Curiosamente, esteve em Angola - como civil - e o Almada também, mas nunca se encontrarem. Segundo o próprio Mix, depois da Independência de Angola, foi recrutado pelo MPLA. Não entrou em pormenores mas esteve para ser fuzilado, num pelotão de fuzilamento, com uma bala na câmara apontada para ele! – Contou este facto, na maior descontracção. Se bem o conheço, nem terá manifestado qualquer medo. Uma pouco naquela: que se lixe…
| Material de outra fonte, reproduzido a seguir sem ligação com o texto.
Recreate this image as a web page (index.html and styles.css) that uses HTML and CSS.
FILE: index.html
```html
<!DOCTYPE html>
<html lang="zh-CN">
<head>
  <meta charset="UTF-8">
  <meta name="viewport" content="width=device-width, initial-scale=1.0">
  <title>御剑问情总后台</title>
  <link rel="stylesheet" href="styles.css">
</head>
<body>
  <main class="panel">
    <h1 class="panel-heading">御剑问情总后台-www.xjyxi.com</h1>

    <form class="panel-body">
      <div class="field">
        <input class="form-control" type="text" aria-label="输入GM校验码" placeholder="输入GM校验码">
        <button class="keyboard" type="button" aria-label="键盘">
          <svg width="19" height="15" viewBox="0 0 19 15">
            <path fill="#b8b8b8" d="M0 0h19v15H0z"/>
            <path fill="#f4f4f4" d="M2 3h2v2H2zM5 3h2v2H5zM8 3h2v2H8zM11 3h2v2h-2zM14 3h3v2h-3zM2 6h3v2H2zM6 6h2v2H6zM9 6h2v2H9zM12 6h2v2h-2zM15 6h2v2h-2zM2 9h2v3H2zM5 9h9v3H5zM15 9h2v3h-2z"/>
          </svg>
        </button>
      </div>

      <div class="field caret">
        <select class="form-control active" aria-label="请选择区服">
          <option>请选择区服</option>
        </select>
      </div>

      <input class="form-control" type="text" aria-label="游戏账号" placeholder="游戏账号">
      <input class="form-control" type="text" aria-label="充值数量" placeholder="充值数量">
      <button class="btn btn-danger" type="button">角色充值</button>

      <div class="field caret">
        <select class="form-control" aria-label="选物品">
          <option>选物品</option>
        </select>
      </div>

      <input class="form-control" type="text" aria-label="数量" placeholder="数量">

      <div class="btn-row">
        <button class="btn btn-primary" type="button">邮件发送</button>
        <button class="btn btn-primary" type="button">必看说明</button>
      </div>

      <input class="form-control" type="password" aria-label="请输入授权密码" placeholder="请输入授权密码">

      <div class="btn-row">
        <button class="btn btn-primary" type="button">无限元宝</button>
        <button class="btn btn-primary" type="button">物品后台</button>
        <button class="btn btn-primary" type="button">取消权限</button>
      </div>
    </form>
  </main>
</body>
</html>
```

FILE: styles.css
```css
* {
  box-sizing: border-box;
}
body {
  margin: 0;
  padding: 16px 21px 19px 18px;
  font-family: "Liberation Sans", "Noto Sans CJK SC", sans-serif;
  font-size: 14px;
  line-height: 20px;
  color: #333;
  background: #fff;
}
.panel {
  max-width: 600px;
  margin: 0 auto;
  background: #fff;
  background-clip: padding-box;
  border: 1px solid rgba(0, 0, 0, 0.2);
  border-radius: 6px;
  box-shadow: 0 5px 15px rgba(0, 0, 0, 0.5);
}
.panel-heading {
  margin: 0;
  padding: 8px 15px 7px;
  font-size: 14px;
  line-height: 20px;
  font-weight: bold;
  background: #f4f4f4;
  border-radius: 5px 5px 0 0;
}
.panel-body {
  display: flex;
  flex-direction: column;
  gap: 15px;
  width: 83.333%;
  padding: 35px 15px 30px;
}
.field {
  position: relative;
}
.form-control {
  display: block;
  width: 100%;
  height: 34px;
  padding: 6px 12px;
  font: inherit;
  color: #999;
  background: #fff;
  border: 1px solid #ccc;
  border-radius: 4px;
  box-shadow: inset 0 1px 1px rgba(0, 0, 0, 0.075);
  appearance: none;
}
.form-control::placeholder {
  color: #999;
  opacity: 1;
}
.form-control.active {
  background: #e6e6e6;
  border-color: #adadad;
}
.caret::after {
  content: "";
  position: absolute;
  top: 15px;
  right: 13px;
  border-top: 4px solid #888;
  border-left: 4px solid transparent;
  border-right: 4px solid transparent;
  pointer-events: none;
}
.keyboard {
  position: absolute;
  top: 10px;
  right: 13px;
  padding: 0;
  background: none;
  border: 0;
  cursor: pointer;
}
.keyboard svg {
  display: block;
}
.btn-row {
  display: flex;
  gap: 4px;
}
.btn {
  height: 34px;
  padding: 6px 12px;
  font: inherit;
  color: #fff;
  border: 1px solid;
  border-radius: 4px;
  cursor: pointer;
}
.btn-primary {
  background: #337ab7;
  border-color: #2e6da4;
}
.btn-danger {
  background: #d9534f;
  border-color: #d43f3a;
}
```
Todos nós gostamos de ver o Mix, que hoje mora na Figueira da Foz: É operador na Câmara Municipal e tem uma filha com nove anos e outra casada. A sua história de vida daria, estou certo, um bom romance. Quem sabe, um dia…

1 comentário:

  1. Feliz ou infelizmente havia muitos como O Mix. Apanhados do clima, cacimbados, ou qualquer outra coisa que lhe chamassem, servia para definir este tipo de comportamentos rebeldes. Fosse pela sua natureza ou pelo estado psicótico provocado pelo clima de guerra, em que vivíamos, não conseguiam ajustar-se à disciplina que era necessário impor a todos e a todo o custo.